The Headless Headache: Why Traditional Monitoring Fails in the AI Era and How to Fix It

Salesforce’s recent push into “Headless 360” and the explosion of AI agents accessing data via APIs rather than GUIs signal a massive shift in enterprise IT. It’s no longer just about users clicking buttons on a screen; it’s about automated bots, Slack copilots, and background workflows pulling data through MCP servers and API gateways.

For CIOs, this introduces a terrifying new variable: budgeting for invisible access points. But for the sysadmins and MSP technicians in the trenches, it introduces a far more immediate operational nightmare.

When the User Interface Disappears, Who Reports the Outage?

In the old days (read: two years ago), if an application was slow or down, a user would open a ticket. “I can’t log in,” or “The dashboard is blank.” That was your alert.

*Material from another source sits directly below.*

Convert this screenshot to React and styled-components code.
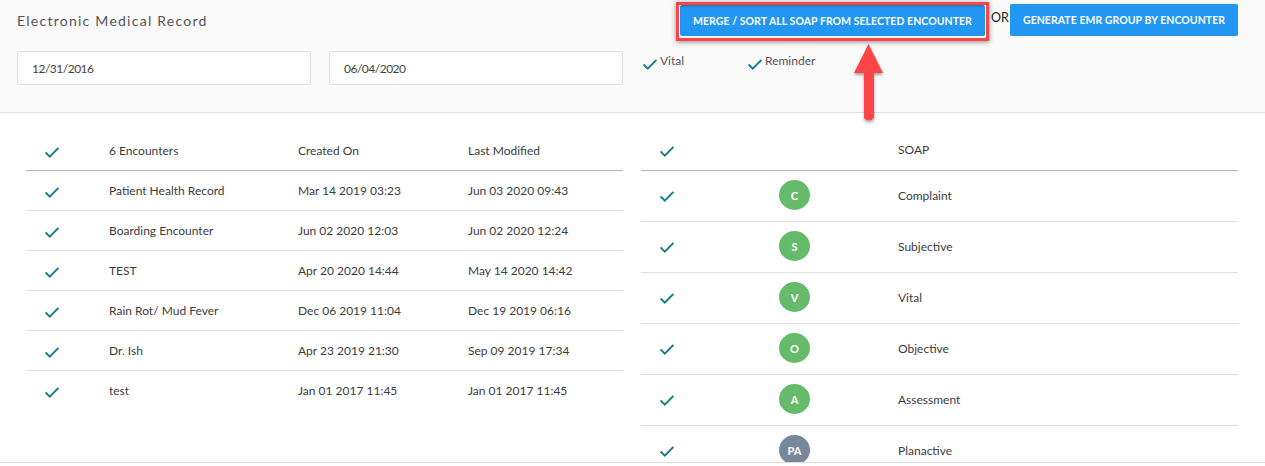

In a headless, AI-driven world, there is no user to complain. If the Windows Server hosting the API connector hangs, or if the middleware service facilitating the Slack bot crashes, the AI agent simply fails silently. The workflow stops, data syncs halt, and the business loses revenue—while your server monitoring dashboard shows a green “UP” status because the ping check is still passing.

This is the new reality of infrastructure monitoring. You aren't just keeping servers alive for users anymore; you are keeping them alive for automated agents that don't have the vocabulary to file a helpdesk ticket.

The Problem: Tool Sprawl Leaves Gaps in Headless Architectures

The move to API-first architectures exposes the fatal flaw of the “stacked tool” approach most IT teams and MSPs use today.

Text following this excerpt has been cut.